Me es imposible saber la historia de mujeres que arribaron con destreza a las artes marciales acá, en Sudamérica. Supongo que en los años 60 no habría muchas.
Por eso me interesó la historia de esta mujer menuda, con cara de niña pobre, que asaltaba conductores y los golpeaba terriblemente si no accedían a entregarle el dinero.
La muchacha se paraba en zonas estratégicas de la ciudad en horas de la noche. Cuando veía un conductor solitario, que no llevaba prisa, salía a su encuentro gritando, gesticulando desesperada como si se le fuera la vida en ese aventón rogado.
Después de explicar al conductor que la llevase unas pocas cuadras que su novio la venía persiguiendo para golpearla, el auto arrancaba y a los pocos metros explicaba con voz suave la realidad de su aventón:
– Vas a detener el auto ahí, despacio, me vas a dar todo lo de valor que tengas. Si no lo haces, lo vas a lamentar, soy karateca, te romperé los huesos.

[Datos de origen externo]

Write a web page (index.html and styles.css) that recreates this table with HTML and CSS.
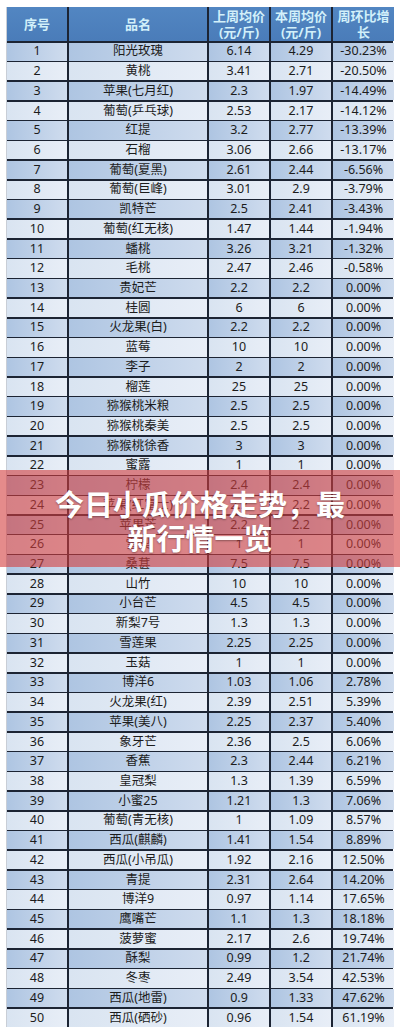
FILE: index.html
```html
<!DOCTYPE html>
<html lang="zh-CN">
<head>
<meta charset="utf-8">
<title>今日小瓜价格走势，最新行情一览</title>
<link rel="stylesheet" href="styles.css">
</head>
<body>
<div class="page">
  <div class="sheet" id="sheet">
    <div class="hd">序号</div>
    <div class="hd">品名</div>
    <div class="hd">上周均价<br>(元/斤)</div>
    <div class="hd">本周均价<br>(元/斤)</div>
    <div class="hd">周环比增<br>长</div>
  </div>
  <div class="banner">
    <h1 class="banner-title">今日小瓜价格走势，最新行情一览</h1>
  </div>
</div>
<script src="app.js"></script>
</body>
</html>
```

FILE: app.js
```js
const rows = [
  ["阳光玫瑰","6.14","4.29","-30.23%"],
  ["黄桃","3.41","2.71","-20.50%"],
  ["苹果(七月红)","2.3","1.97","-14.49%"],
  ["葡萄(乒乓球)","2.53","2.17","-14.12%"],
  ["红提","3.2","2.77","-13.39%"],
  ["石榴","3.06","2.66","-13.17%"],
  ["葡萄(夏黑)","2.61","2.44","-6.56%"],
  ["葡萄(巨峰)","3.01","2.9","-3.79%"],
  ["凯特芒","2.5","2.41","-3.43%"],
  ["葡萄(红无核)","1.47","1.44","-1.94%"],
  ["蟠桃","3.26","3.21","-1.32%"],
  ["毛桃","2.47","2.46","-0.58%"],
  ["贵妃芒","2.2","2.2","0.00%"],
  ["桂圆","6","6","0.00%"],
  ["火龙果(白)","2.2","2.2","0.00%"],
  ["蓝莓","10","10","0.00%"],
  ["李子","2","2","0.00%"],
  ["榴莲","25","25","0.00%"],
  ["猕猴桃米粮","2.5","2.5","0.00%"],
  ["猕猴桃秦美","2.5","2.5","0.00%"],
  ["猕猴桃徐香","3","3","0.00%"],
  ["蜜露","1","1","0.00%"],
  ["柠檬","2.4","2.4","0.00%"],
  ["苹果(红富士)","2.2","2.2","0.00%"],
  ["苹果芒","2.2","2.2","0.00%"],
  ["雪梨","1","1","0.00%"],
  ["桑葚","7.5","7.5","0.00%"],
  ["山竹","10","10","0.00%"],
  ["小台芒","4.5","4.5","0.00%"],
  ["新梨7号","1.3","1.3","0.00%"],
  ["雪莲果","2.25","2.25","0.00%"],
  ["玉菇","1","1","0.00%"],
  ["博洋6","1.03","1.06","2.78%"],
  ["火龙果(红)","2.39","2.51","5.39%"],
  ["苹果(美八)","2.25","2.37","5.40%"],
  ["象牙芒","2.36","2.5","6.06%"],
  ["香蕉","2.3","2.44","6.21%"],
  ["皇冠梨","1.3","1.39","6.59%"],
  ["小蜜25","1.21","1.3","7.06%"],
  ["葡萄(青无核)","1","1.09","8.57%"],
  ["西瓜(麒麟)","1.41","1.54","8.89%"],
  ["西瓜(小吊瓜)","1.92","2.16","12.50%"],
  ["青提","2.31","2.64","14.20%"],
  ["博洋9","0.97","1.14","17.65%"],
  ["鹰嘴芒","1.1","1.3","18.18%"],
  ["菠萝蜜","2.17","2.6","19.74%"],
  ["酥梨","0.99","1.2","21.74%"],
  ["冬枣","2.49","3.54","42.53%"],
  ["西瓜(地雷)","0.9","1.33","47.62%"],
  ["西瓜(硒砂)","0.96","1.54","61.19%"]
];
const sheet = document.getElementById("sheet");
rows.forEach((r, i) => {
  const cls = i % 2 === 0 ? "cell odd" : "cell even";
  [String(i + 1), ...r].forEach(v => {
    const d = document.createElement("div");
    d.className = cls;
    d.textContent = v;
    sheet.appendChild(d);
  });
});
```

FILE: styles.css
```css
* { box-sizing: border-box; }
html, body { margin: 0; padding: 0; background: #ffffff; }
.page {
  position: relative;
  width: 400px;
  height: 1036px;
  padding: 7px 0 0 6px;
  overflow: hidden;
}
.sheet {
  display: grid;
  width: 387px;
  grid-template-columns: 60px 138px 60px 60px 61px;
  grid-template-rows: 34px;
  grid-auto-rows: 18.22px;
  column-gap: 2px;
  row-gap: 1.5px;
  background: #1c2433;
  border-left: 1px solid #c9ced6;
  font-family: "Noto Sans", "Noto Sans CJK SC", sans-serif;
  font-size: 12.5px;
  color: #1c1c1c;
}
.hd {
  background: linear-gradient(180deg, #5286c2, #4a7cb9);
  color: #d2f0fa;
  font-weight: 700;
  font-size: 13px;
  line-height: 16px;
  display: flex;
  align-items: center;
  justify-content: center;
  text-align: center;
}
.cell {
  display: flex;
  align-items: center;
  justify-content: center;
  line-height: 1;
  white-space: nowrap;
}
.odd { background: linear-gradient(90deg, #aec5e2, #cfdcee); }
.even { background: linear-gradient(90deg, #d9e4f1, #e8eef7); }
.banner {
  position: absolute;
  left: 0;
  top: 470px;
  width: 400px;
  height: 97px;
  background: rgba(212, 62, 62, 0.6);
  display: flex;
  align-items: center;
  justify-content: center;
  padding: 2px 45px 0;
}
.banner-title {
  margin: 0;
  font-family: "Noto Sans CJK SC", sans-serif;
  font-size: 29px;
  font-weight: 700;
  line-height: 34px;
  color: #ffffff;
  text-align: center;
  text-shadow: 0 1px 2px rgba(0, 0, 0, 0.35);
}
```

Y lo hizo más de una vez, no sé si rompía huesos, pero los dejaba para hospitalizar por la golpiza. La noticia demoró en cobrar notoriedad y sinceridad porque la mayoría de los asaltados no querían : decir que levantaban jovencitas solitarias en la noche y mucho menos, que habían sido atracados y golpeados por una mujer de menos de 60 kilos.
Así que la » Karateca» ladrona de conductores solitarios se hizo famosa por los murmullos y no llegó a los diarios. Y siguió robando.
Cuando llegó la denuncia oficial del primer hombre que se atrevió a revelar la verdad, después de soportar más interrogatorios y ofensas que un delincuente, la ladrona tuvo tiempo a organizar su escape.
Desapareció. Quedó su historia y la de sus golpeadas víctimas que, haciendo gala de su ego macho, no contaron que también ellos habían caído en la trampa sutil y dolorosa de una jovencita diestra en trucos y artes marciales.